:: Aim of the task ::
Copy out every line that contains "with".

:: Given material ::
-- -- --
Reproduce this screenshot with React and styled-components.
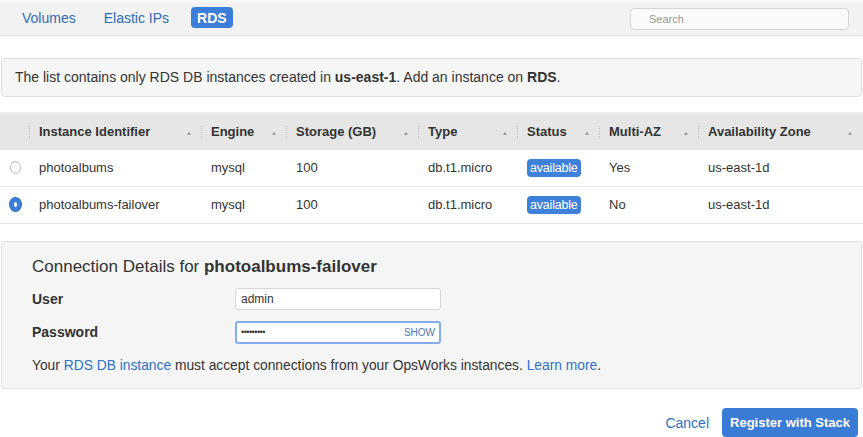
import React from 'react';
import styled, { createGlobalStyle } from 'styled-components';

const Global = createGlobalStyle`
  html, body { margin: 0; padding: 0; background: #fff; }
  body {
    font-family: "Liberation Sans", Arial, sans-serif;
    color: #333;
    width: 863px;
    overflow: hidden;
  }
`;

const columns = [
  { key: 'id', label: 'Instance Identifier' },
  { key: 'engine', label: 'Engine' },
  { key: 'storage', label: 'Storage (GB)' },
  { key: 'type', label: 'Type' },
  { key: 'status', label: 'Status' },
  { key: 'multi', label: 'Multi-AZ' },
  { key: 'zone', label: 'Availability Zone' },
];

const instances = [
  { id: 'photoalbums', engine: 'mysql', storage: '100', type: 'db.t1.micro', status: 'available', multi: 'Yes', zone: 'us-east-1d' },
  { id: 'photoalbums-failover', engine: 'mysql', storage: '100', type: 'db.t1.micro', status: 'available', multi: 'No', zone: 'us-east-1d' },
];

export default class App extends React.Component {

  constructor(props) {
    super(props);
    this.state = { selected: 'photoalbums-failover' };
  }

  render() {
    const { selected } = this.state;
    return (
      <Page>
        <Global />
        <TabBar>
          <Tabs>
            <Tab>Volumes</Tab>
            <Tab>Elastic IPs</Tab>
            <Tab active>RDS</Tab>
          </Tabs>
          <Search placeholder="Search" />
        </TabBar>

        <Notice>
          The list contains only RDS DB instances created in&nbsp;<b>us-east-1</b>. Add an instance on&nbsp;<b>RDS</b>.
        </Notice>

        <Table>
          <HeadRow>
            <HeadCell />
            {columns.map(c => (
              <HeadCell key={c.key}>
                <span>{c.label}</span>
                <SortArrow>▲</SortArrow>
              </HeadCell>
            ))}
          </HeadRow>
          {instances.map(row => (
            <Row key={row.id} onClick={() => this.setState({ selected: row.id })}>
              <Cell><Radio checked={selected === row.id} /></Cell>
              <Cell>{row.id}</Cell>
              <Cell>{row.engine}</Cell>
              <Cell>{row.storage}</Cell>
              <Cell>{row.type}</Cell>
              <Cell><Badge>{row.status}</Badge></Cell>
              <Cell>{row.multi}</Cell>
              <Cell>{row.zone}</Cell>
            </Row>
          ))}
        </Table>

        <Details>
          <Title>Connection Details for <b>{selected}</b></Title>
          <Field>
            <Label>User</Label>
            <Input defaultValue="admin" />
          </Field>
          <Field>
            <Label>Password</Label>
            <PasswordBox>
              <Dots>•••••••••</Dots>
              <Show>SHOW</Show>
            </PasswordBox>
          </Field>
          <Help>
            Your <Link>RDS DB instance</Link> must accept connections from your OpsWorks instances. <Link>Learn more</Link>.
          </Help>
        </Details>

        <Footer>
          <Cancel>Cancel</Cancel>
          <Primary>Register with Stack</Primary>
        </Footer>
      </Page>
    );
  }
}

const Page = styled.div`
  width: 863px;
  height: 437px;
  display: flex;
  flex-direction: column;
`;

const TabBar = styled.div`
  height: 33px;
  display: flex;
  align-items: center;
  justify-content: space-between;
  background: #f2f2f2;
  border-top: 2px solid #fafafa;
  border-bottom: 1px solid #dcdcdc;
  padding: 0 14px 0 16px;
`;

const Tabs = styled.div`
  display: flex;
  align-items: center;
  gap: 16px;
  margin-top: -1px;
`;

const Tab = styled.div`
  font-size: 14px;
  line-height: 16px;
  color: ${p => (p.active ? '#fff' : '#2f6cb6')};
  background: ${p => (p.active ? '#3b7ed9' : 'transparent')};
  font-weight: ${p => (p.active ? 'bold' : 'normal')};
  border-radius: 4px;
  padding: 3px 6px 2px;
`;

const Search = styled.input`
  width: 219px;
  height: 22px;
  box-sizing: border-box;
  border: 1px solid #d4d4d4;
  border-radius: 4px;
  background: #fafafa;
  font-family: inherit;
  font-size: 11px;
  padding: 0 0 0 18px;
  margin-top: 1px;
  &::placeholder { color: #999; }
`;

const Notice = styled.div`
  margin: 22px 1px 0 1px;
  height: 39px;
  box-sizing: border-box;
  display: flex;
  align-items: center;
  padding: 0 13px;
  font-size: 14px;
  color: #333;
  background: #f6f6f6;
  border: 1px solid #dedede;
  border-radius: 4px;
  white-space: pre;
`;

const grid = `30px 172px 85px 132px 99px 82px 99px 1fr`;

const Table = styled.div`
  margin-top: 15px;
  border-top: 2px solid #efefef;
`;

const HeadRow = styled.div`
  display: grid;
  grid-template-columns: ${grid};
  height: 36px;
  background: #e6e6e6;
`;

const HeadCell = styled.div`
  position: relative;
  display: flex;
  align-items: center;
  justify-content: space-between;
  padding: 0 10px 0 9px;
  font-size: 13px;
  font-weight: bold;
  color: #333;
  &::after {
    content: '';
    position: absolute;
    right: 0;
    top: 12px;
    height: 13px;
    border-right: 1px dotted #c4c4c4;
  }
  &:last-child::after { display: none; }
`;

const SortArrow = styled.span`
  font-size: 6px;
  color: #999;
  margin-top: 2px;
`;

const Row = styled.div`
  display: grid;
  grid-template-columns: ${grid};
  height: 36px;
  border-bottom: 1px solid #e6e6e6;
  cursor: pointer;
`;

const Cell = styled.div`
  display: flex;
  align-items: center;
  padding: 0 9px;
  font-size: 13px;
  color: #333;
  white-space: nowrap;
`;

const Radio = styled.span`
  width: 13px;
  height: 13px;
  box-sizing: border-box;
  border-radius: 50%;
  margin-left: 1px;
  border: ${p => (p.checked ? '4px solid #3a7ed8' : '1px solid #c2c2c2')};
  background: ${p => (p.checked ? '#fff' : '#fdfdfd')};
  box-shadow: ${p => (p.checked ? '0 0 0 1px #2f6fcc' : 'none')};
`;

const Badge = styled.span`
  background: #3f80da;
  color: #fff;
  font-size: 12.5px;
  line-height: 18px;
  padding: 0 3px;
  border-radius: 4px;
  letter-spacing: -0.2px;
`;

const Details = styled.div`
  margin: 17px 1px 0 1px;
  height: 149px;
  box-sizing: border-box;
  background: #f5f5f5;
  border: 1px solid #e0e0e0;
  border-radius: 4px;
  padding: 14px 30px 0 30px;
`;

const Title = styled.div`
  font-size: 17px;
  color: #333;
  line-height: 22px;
  margin-bottom: 10px;
`;

const Field = styled.div`
  display: grid;
  grid-template-columns: 203px 206px;
  align-items: center;
  margin-bottom: 11px;
`;

const Label = styled.div`
  font-size: 14px;
  font-weight: bold;
  color: #333;
`;

const Input = styled.input`
  height: 22px;
  box-sizing: border-box;
  border: 1px solid #d6d6d6;
  border-radius: 3px;
  background: #fff;
  padding: 0 5px;
  font-family: inherit;
  font-size: 12px;
  color: #333;
`;

const PasswordBox = styled.div`
  height: 23px;
  box-sizing: border-box;
  display: flex;
  align-items: center;
  justify-content: space-between;
  border: 2px solid #82aef0;
  border-radius: 3px;
  background: #fff;
  padding: 0 4px;
`;

const Dots = styled.span`
  font-size: 9px;
  letter-spacing: -0.5px;
  color: #333;
`;

const Show = styled.span`
  font-size: 10px;
  color: #4a76b4;
`;

const Help = styled.div`
  font-size: 13.8px;
  color: #333;
  margin-top: 14px;
`;

const Link = styled.a`
  color: #2d72c9;
  text-decoration: none;
`;

const Footer = styled.div`
  display: flex;
  align-items: center;
  justify-content: flex-end;
  gap: 13px;
  margin-top: 19px;
  padding-right: 5px;
`;

const Cancel = styled.button`
  border: none;
  background: none;
  font-family: inherit;
  font-size: 14px;
  color: #2d6fc4;
  padding: 0;
  cursor: pointer;
`;

const Primary = styled.button`
  height: 29px;
  width: 136px;
  border: none;
  border-radius: 4px;
  background: #3a7bd5;
  color: #fff;
  font-family: inherit;
  font-size: 13px;
  font-weight: bold;
  padding: 0;
  cursor: pointer;
`;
-- -- --
:: The output ::
Reproduce this screenshot with React and styled-components.
          <Primary>Register with Stack</Primary>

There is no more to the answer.